The Embassy of Japan together with the Sri Lanka Bonsai Association and BMICH present a lecture on Japanese Gardens by Dr. Eijiro Fujii, Chief Professor of Landscape Management, University of Chiba, Japan at the “Mihilaka Medura”, BMICH, on Monday, February 28 at 3 p.m.
By Shanti Fernando

Garden design has been an important Japanese art for many centuries. Traditional Japanese landscape gardens can be broadly categorized into three types, Tsukiyama Gardens (hill gardens), Karesansui Gardens (dry gardens) and Chaniwa Gardens (tea gardens). Japanese gardens derive their beauty from a mixing and blending of different elements: Sand, rocks, water, ornaments such as lanterns, water basins (tsukubai), and bamboo fences, natural plants and surroundings. Part of the beauty of the Japanese gardens comes from the symbolic expression of religious Buddhist and Shinto beliefs.

Tsukiyama (Suizenji Koen, Kumamoto)
Karesansui (Nanzenji, Kyoto)

The design of the Japanese gardens is based on three basic principles, reduced scale, symbolization, and borrowed view. Gardens in reduced scale represent famous scenes and places in small and confined spaces. Mountain views and rivers are miniaturized using stones, sand and gravel. Symbolization is used in almost every Japanese garden.

Raked sand or gravel symbolizes rivers, groupings of stones and rock can represent islands. Shakkei or borrowed view is the use of existing scenery and plants to supplement the garden. The garden design is made in such a way that the existing scenery becomes part of the total design.

Tsukiyama Gardens

Ponds, streams, hills, stones, trees, flowers, bridges and paths are used to create a miniature reproduction of a natural scenery which is often a famous landscape in China or Japan. The name Tsukiyama refers to the creation of artificial hills.

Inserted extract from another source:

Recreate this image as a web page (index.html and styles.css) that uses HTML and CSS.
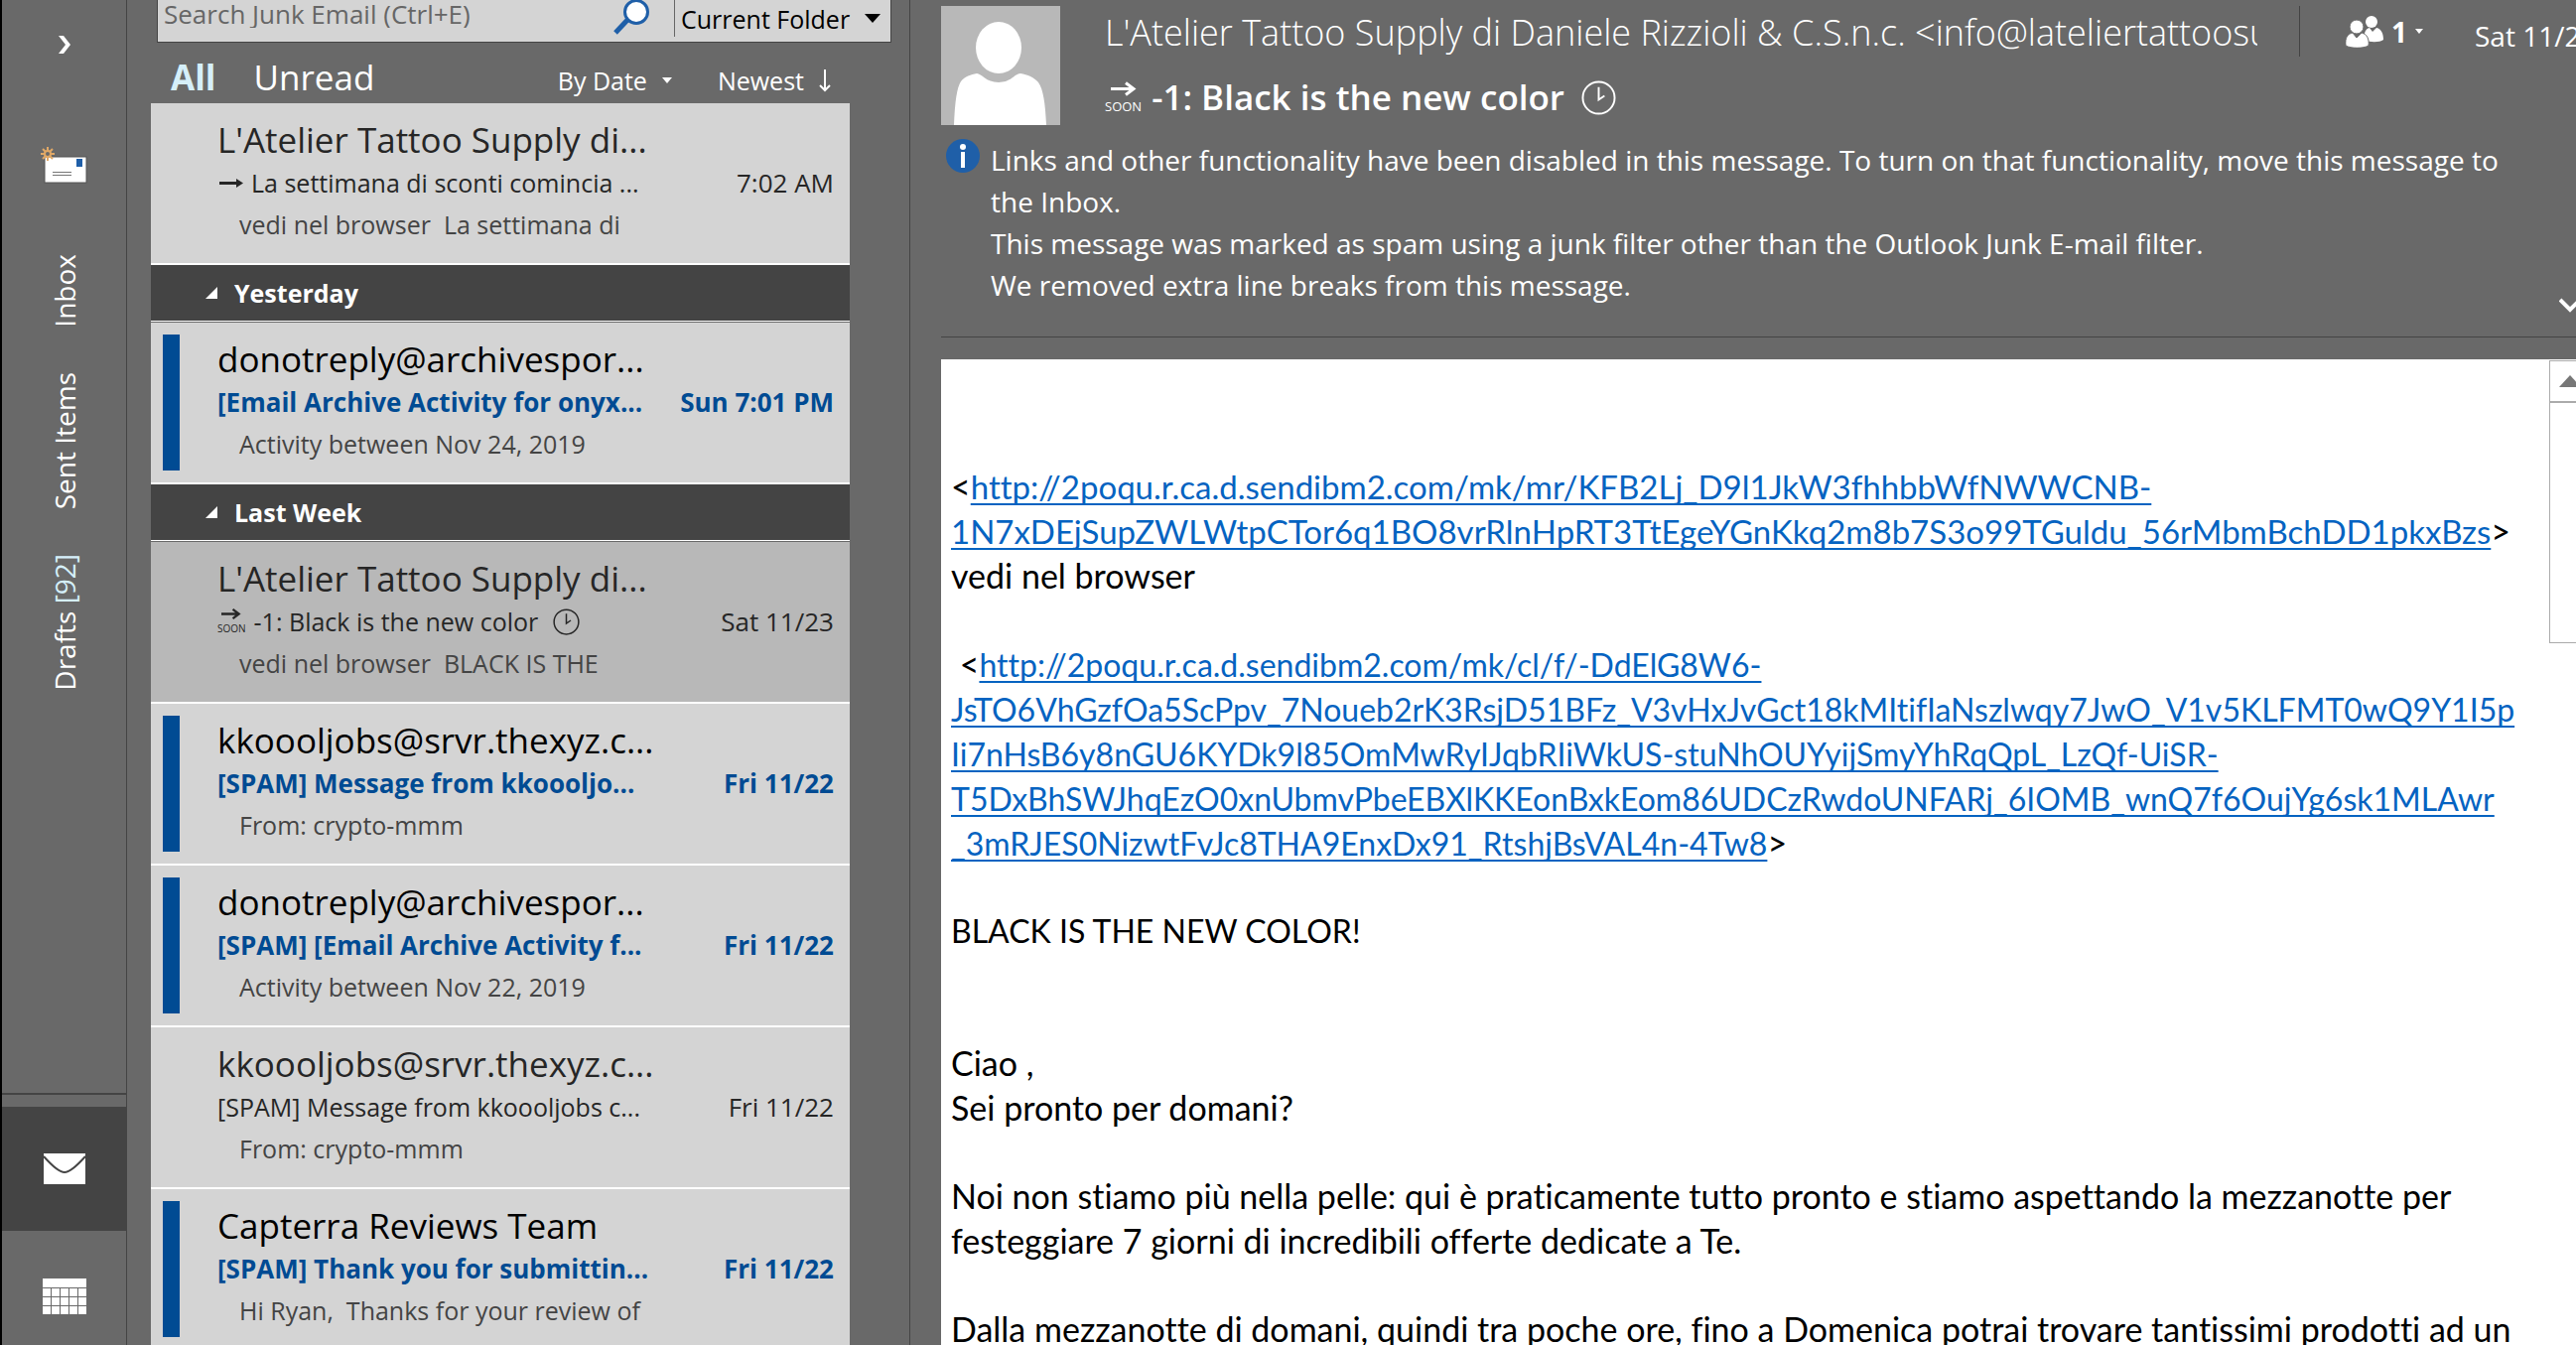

Tsukiyama gardens vary in size and in the way they are viewed. Smaller gardens are usually enjoyed from a single viewpoint, such as the verandah of a temple, while many larger gardens are best experienced by following a circular scrolling path.

Karesansui Gardens

Karesansui gardens reproduce natural landscapes in a more abstract way by using stones, gravel, sand and sometimes a few patches of moss for representing mountains, islands, boats, seas and rivers. Karesansui gardens are strongly influenced by Zen Buddhism and used for meditation.

Chaniwa Gardens

Chaniwa gardens are built for the tea ceremony. They contain a tea house where the actual ceremony is held and are designed in aesthetic simplicity according to the concepts of sado (tea ceremony). Chaniwa gardens typically feature stepping stones that lead towards the tea house, stone lanterns and a stone basin (tsukubai), where guests purify themselves before participating in the ceremony.